Copy each line containing the word "with" from the records that follow, please.
--- begin Extracted entries ---
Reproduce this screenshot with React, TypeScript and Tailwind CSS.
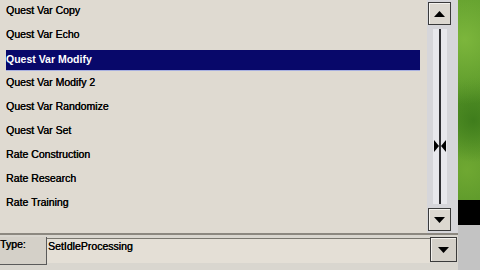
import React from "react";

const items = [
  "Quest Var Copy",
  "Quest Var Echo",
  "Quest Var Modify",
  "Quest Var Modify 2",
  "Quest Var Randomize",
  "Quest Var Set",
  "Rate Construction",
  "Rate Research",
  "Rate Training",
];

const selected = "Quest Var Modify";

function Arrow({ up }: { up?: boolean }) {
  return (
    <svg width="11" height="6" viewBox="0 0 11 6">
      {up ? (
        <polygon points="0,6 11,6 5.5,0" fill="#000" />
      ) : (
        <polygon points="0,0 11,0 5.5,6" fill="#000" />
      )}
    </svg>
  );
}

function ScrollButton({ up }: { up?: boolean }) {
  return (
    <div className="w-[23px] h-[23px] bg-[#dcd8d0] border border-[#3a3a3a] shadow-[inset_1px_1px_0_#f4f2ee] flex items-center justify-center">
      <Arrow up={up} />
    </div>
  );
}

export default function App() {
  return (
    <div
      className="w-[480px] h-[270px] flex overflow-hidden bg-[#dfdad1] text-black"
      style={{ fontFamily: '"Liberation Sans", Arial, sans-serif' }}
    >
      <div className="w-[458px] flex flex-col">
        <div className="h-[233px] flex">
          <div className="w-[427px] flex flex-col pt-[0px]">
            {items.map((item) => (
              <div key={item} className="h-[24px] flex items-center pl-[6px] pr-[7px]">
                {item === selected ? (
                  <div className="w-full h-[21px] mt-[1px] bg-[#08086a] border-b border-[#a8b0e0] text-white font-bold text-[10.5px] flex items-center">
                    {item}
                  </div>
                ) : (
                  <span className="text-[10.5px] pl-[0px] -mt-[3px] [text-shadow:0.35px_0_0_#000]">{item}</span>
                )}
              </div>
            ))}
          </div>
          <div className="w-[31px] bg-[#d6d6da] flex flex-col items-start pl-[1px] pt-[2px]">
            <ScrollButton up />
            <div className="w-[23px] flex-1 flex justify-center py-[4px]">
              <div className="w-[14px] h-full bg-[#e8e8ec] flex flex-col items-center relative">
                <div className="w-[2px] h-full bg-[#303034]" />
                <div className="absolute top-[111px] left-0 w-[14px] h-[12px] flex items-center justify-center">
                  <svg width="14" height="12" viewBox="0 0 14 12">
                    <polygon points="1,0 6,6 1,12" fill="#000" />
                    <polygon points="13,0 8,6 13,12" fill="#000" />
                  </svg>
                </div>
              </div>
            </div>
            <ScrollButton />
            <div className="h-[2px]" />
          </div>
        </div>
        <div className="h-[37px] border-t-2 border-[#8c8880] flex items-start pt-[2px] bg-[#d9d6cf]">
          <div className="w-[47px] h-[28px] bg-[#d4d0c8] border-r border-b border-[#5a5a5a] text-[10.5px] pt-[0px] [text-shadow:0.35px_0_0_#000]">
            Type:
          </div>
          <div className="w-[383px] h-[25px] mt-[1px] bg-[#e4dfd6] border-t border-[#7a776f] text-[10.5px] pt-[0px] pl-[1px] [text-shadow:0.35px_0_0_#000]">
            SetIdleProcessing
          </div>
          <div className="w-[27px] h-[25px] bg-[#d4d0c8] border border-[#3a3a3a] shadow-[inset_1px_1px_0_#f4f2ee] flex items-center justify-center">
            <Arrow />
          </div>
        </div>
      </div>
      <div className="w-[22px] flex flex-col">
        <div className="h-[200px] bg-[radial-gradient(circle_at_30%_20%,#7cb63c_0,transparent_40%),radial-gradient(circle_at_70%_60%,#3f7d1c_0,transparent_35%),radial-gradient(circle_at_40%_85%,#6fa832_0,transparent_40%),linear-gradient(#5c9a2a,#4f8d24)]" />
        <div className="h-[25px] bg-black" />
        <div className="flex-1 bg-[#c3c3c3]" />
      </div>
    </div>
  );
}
--- end Extracted entries ---
--- begin Extracted entries ---
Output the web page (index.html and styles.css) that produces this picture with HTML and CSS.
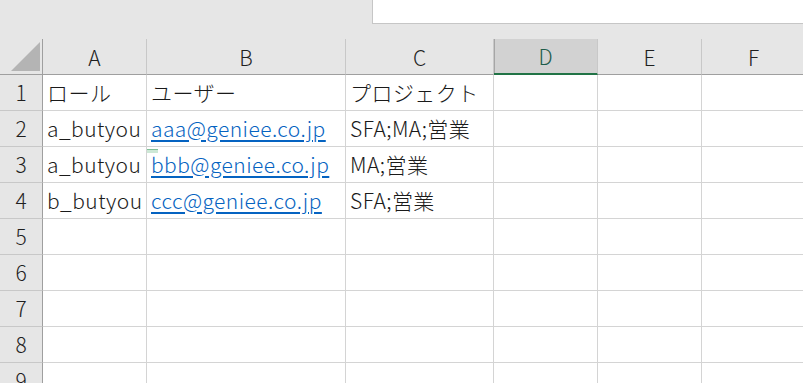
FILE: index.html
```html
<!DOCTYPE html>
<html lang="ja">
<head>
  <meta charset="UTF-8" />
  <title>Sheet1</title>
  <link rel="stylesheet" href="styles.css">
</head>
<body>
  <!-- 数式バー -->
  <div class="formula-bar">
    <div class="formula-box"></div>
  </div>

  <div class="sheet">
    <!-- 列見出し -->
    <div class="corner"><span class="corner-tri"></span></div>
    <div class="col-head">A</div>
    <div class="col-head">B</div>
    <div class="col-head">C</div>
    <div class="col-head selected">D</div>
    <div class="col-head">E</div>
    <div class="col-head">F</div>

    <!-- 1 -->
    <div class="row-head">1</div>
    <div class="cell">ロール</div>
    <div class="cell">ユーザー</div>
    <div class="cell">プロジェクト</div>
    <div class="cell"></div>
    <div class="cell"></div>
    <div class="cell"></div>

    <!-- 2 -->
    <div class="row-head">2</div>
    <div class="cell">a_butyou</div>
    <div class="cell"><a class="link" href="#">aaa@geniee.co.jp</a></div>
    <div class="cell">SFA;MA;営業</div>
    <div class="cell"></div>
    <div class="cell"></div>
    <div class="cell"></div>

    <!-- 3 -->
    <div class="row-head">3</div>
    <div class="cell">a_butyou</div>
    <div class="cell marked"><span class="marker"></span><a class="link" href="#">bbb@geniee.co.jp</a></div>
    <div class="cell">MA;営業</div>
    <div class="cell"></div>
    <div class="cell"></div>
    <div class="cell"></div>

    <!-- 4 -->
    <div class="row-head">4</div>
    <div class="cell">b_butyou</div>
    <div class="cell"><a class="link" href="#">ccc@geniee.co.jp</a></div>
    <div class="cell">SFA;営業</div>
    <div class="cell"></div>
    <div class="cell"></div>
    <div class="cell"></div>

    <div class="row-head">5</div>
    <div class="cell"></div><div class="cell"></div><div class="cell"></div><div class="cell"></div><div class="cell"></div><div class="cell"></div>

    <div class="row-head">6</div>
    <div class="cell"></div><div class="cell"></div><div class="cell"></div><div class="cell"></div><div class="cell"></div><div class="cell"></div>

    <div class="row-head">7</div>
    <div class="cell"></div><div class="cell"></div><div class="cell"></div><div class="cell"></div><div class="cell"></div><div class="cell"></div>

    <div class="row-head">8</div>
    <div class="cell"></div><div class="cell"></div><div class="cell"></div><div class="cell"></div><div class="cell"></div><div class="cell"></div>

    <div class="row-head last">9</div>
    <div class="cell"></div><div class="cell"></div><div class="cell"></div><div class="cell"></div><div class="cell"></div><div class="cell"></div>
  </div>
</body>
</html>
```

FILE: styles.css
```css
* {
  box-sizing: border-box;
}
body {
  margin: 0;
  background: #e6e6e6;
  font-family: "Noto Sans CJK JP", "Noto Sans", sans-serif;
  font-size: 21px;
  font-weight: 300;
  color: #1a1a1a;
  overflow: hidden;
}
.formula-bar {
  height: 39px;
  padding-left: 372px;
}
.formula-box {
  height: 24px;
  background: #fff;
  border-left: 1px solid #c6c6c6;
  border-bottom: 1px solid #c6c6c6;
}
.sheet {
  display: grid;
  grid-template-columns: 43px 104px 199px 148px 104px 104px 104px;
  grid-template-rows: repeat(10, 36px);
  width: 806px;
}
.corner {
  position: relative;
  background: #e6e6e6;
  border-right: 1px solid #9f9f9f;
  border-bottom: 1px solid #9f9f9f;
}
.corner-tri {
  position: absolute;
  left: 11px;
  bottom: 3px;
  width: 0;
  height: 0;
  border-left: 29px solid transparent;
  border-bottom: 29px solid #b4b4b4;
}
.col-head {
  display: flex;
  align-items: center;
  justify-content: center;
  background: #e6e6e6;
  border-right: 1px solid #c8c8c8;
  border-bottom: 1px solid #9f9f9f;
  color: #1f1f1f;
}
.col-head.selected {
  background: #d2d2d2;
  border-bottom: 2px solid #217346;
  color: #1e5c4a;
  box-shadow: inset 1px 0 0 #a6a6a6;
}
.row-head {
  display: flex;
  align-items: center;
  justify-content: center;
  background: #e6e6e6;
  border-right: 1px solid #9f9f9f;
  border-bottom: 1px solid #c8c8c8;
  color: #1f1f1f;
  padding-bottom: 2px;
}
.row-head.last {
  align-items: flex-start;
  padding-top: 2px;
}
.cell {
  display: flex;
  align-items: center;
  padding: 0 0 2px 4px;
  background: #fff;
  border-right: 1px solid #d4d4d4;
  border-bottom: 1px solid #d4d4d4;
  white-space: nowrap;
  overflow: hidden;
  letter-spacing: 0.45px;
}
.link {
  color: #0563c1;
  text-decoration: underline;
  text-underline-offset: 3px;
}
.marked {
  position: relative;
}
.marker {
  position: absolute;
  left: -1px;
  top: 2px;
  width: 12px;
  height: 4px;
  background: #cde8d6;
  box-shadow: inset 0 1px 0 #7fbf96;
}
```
--- end Extracted entries ---
- Result for this task:
Reproduce this screenshot with React, TypeScript and Tailwind CSS.
Output the web page (index.html and styles.css) that produces this picture with HTML and CSS.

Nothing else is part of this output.